As it is, Biden only proposed to reverse half the 2017 tax cut for the corporations, which took their income tax rate down from 35 percent to 21 percent. Under the Biden administration plan, this would be raised only to 28 percent, although Biden considers even that level negotiable. Some Senate Democrats, most prominently West Virginia’s Joe Manchin, have expressed support for a rate of 25 percent.
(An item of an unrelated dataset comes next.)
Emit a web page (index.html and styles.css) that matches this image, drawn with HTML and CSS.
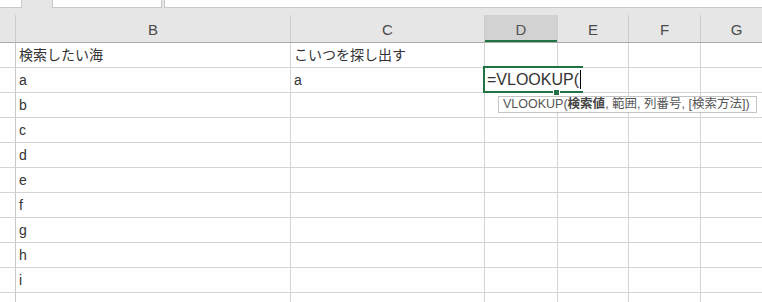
FILE: index.html
```html
<!DOCTYPE html>
<html lang="ja">
<head>
    <meta charset="UTF-8">
    <title>Sheet</title>
    <link rel="stylesheet" href="styles.css">
</head>
<body>
    <!-- tab strip -->
    <div class="tabs">
        <div class="tab tab-first"></div>
        <div class="tab tab-gap"></div>
        <div class="tab tab-mid"></div>
        <div class="tab tab-last"></div>
    </div>

    <!-- column headers -->
    <div class="grid header-row">
        <div class="hcell corner"></div>
        <div class="hcell">B</div>
        <div class="hcell">C</div>
        <div class="hcell selected">D</div>
        <div class="hcell">E</div>
        <div class="hcell">F</div>
        <div class="hcell">G</div>
    </div>

    <!-- rows -->
    <div class="grid row">
        <div class="cell rh"></div>
        <div class="cell">検索したい海</div>
        <div class="cell">こいつを探し出す</div>
        <div class="cell"></div>
        <div class="cell"></div>
        <div class="cell"></div>
        <div class="cell"></div>
    </div>
    <div class="grid row">
        <div class="cell rh"></div>
        <div class="cell">a</div>
        <div class="cell">a</div>
        <div class="cell active">
            <div class="editor">=VLOOKUP(<span class="caret"></span></div>
            <div class="handle"></div>
            <div class="tip">VLOOKUP(<b>検索値</b>, 範囲, 列番号, [検索方法])</div>
        </div>
        <div class="cell"></div>
        <div class="cell"></div>
        <div class="cell"></div>
    </div>
    <div class="grid row">
        <div class="cell rh"></div><div class="cell">b</div><div class="cell"></div><div class="cell"></div><div class="cell"></div><div class="cell"></div><div class="cell"></div>
    </div>
    <div class="grid row">
        <div class="cell rh"></div><div class="cell">c</div><div class="cell"></div><div class="cell"></div><div class="cell"></div><div class="cell"></div><div class="cell"></div>
    </div>
    <div class="grid row">
        <div class="cell rh"></div><div class="cell">d</div><div class="cell"></div><div class="cell"></div><div class="cell"></div><div class="cell"></div><div class="cell"></div>
    </div>
    <div class="grid row">
        <div class="cell rh"></div><div class="cell">e</div><div class="cell"></div><div class="cell"></div><div class="cell"></div><div class="cell"></div><div class="cell"></div>
    </div>
    <div class="grid row">
        <div class="cell rh"></div><div class="cell">f</div><div class="cell"></div><div class="cell"></div><div class="cell"></div><div class="cell"></div><div class="cell"></div>
    </div>
    <div class="grid row">
        <div class="cell rh"></div><div class="cell">g</div><div class="cell"></div><div class="cell"></div><div class="cell"></div><div class="cell"></div><div class="cell"></div>
    </div>
    <div class="grid row">
        <div class="cell rh"></div><div class="cell">h</div><div class="cell"></div><div class="cell"></div><div class="cell"></div><div class="cell"></div><div class="cell"></div>
    </div>
    <div class="grid row">
        <div class="cell rh"></div><div class="cell">i</div><div class="cell"></div><div class="cell"></div><div class="cell"></div><div class="cell"></div><div class="cell"></div>
    </div>
    <div class="grid row">
        <div class="cell rh"></div><div class="cell"></div><div class="cell"></div><div class="cell"></div><div class="cell"></div><div class="cell"></div><div class="cell"></div>
    </div>
</body>
</html>
```

FILE: styles.css
```css
body {
    margin: 0;
    font-family: "Liberation Sans", "Noto Sans CJK JP", sans-serif;
    background-color: #fff;
    color: #222;
    overflow: hidden;
    width: 762px;
    height: 302px;
}

.tabs {
    display: flex;
    height: 8px;
    background-color: #e6e6e6;
}

.tab {
    height: 7px;
    background-color: #fff;
    border: 1px solid #c9c9c9;
    border-top: none;
}

.tab-first {
    width: 21px;
    border-left: none;
}

.tab-gap {
    width: 30px;
    background-color: #e6e6e6;
    border: none;
}

.tab-mid {
    width: 108px;
    margin-right: 2px;
}

.tab-last {
    flex: 1;
    border-right: none;
}

.grid {
    display: grid;
    grid-template-columns: 16px 275px 194px 73px 71px 72px 72px;
}

.header-row {
    background-color: #e6e6e6;
    padding-top: 7px;
    border-bottom: 1px solid #ababab;
}

.hcell {
    height: 27px;
    box-sizing: border-box;
    border-right: 1px solid #cdcdcd;
    display: flex;
    align-items: center;
    justify-content: center;
    font-size: 15px;
    color: #4a4a4a;
    padding-top: 2px;
}

.hcell.selected {
    background-color: #d2d2d2;
    box-shadow: inset 0 -2px 0 #217346;
    color: #555;
}

.row {
    height: 25px;
}

.cell {
    position: relative;
    box-sizing: border-box;
    height: 25px;
    border-right: 1px solid #d4d4d4;
    border-bottom: 1px solid #d4d4d4;
    padding: 0 3px;
    font-size: 14px;
    line-height: 24px;
    color: #333;
    white-space: nowrap;
}

.cell.rh {
    border-right-color: #c8c8c8;
}

.editor {
    position: absolute;
    left: -2px;
    top: -2px;
    width: 96px;
    height: 23px;
    background-color: #fff;
    border: 2px solid #217346;
    border-right: none;
    padding-left: 2px;
    font-size: 16px;
    line-height: 23px;
    color: #333;
    z-index: 2;
}

.caret {
    display: inline-block;
    width: 1px;
    height: 19px;
    background-color: #000;
    vertical-align: -4px;
    margin-left: 1px;
}

.handle {
    position: absolute;
    left: 68px;
    top: 21px;
    width: 5px;
    height: 5px;
    background-color: #217346;
    border: 1px solid #fff;
    z-index: 3;
}

.tip {
    position: absolute;
    left: 13px;
    top: 28px;
    width: 253px;
    height: 15px;
    background-color: #fff;
    border: 1px solid #c4c4c4;
    padding-left: 4px;
    box-sizing: content-box;
    font-size: 12.5px;
    line-height: 15px;
    color: #555;
    z-index: 4;
    white-space: nowrap;
}

.tip b {
    font-weight: bold;
    color: #444;
}
```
Not a single Republican is willing to raise the corporate rate by even a single point.

As for the spending portion of the legislation, Biden said Wednesday, in an interview with Lawrence O’Donnell of MSNBC, that he was contemplating a deal to win Republican support for the physical infrastructure portion, between $600 billion and $800 billion, while enacting the remainder of the spending through the procedure known as “reconciliation,” which requires only a simple majority.

“I want to get a bipartisan deal on as much as we can get a bipartisan deal on—and that means roads, bridges, broadband, all infrastructure,” Biden said. “And then fight over what’s left and see if I can get it done without Republicans, if need be.”

The physical infrastructure would likely be financed through anticipated collections of unpaid taxes, based on an estimate that $80 billion in additional funding for the Internal Revenue Service will collect $700 billion to $1 trillion from wealthy and corporate tax-dodgers, according to House Speaker Pelosi. “That’s a big chunk that would go a long way,” she said Thursday.

These comments indicate that the Democrats are open to passing a bipartisan infrastructure bill along the lines acceptable to the Republicans, paid for by only hypothetical tax increases. This would leave the bulk of the proposed spending—and all the real tax increases on the wealthy and big business—to the tender mercies of the most right-wing, pro-corporate Democrats like Manchin of West Virginia, who will either water down the plan even further or block it altogether.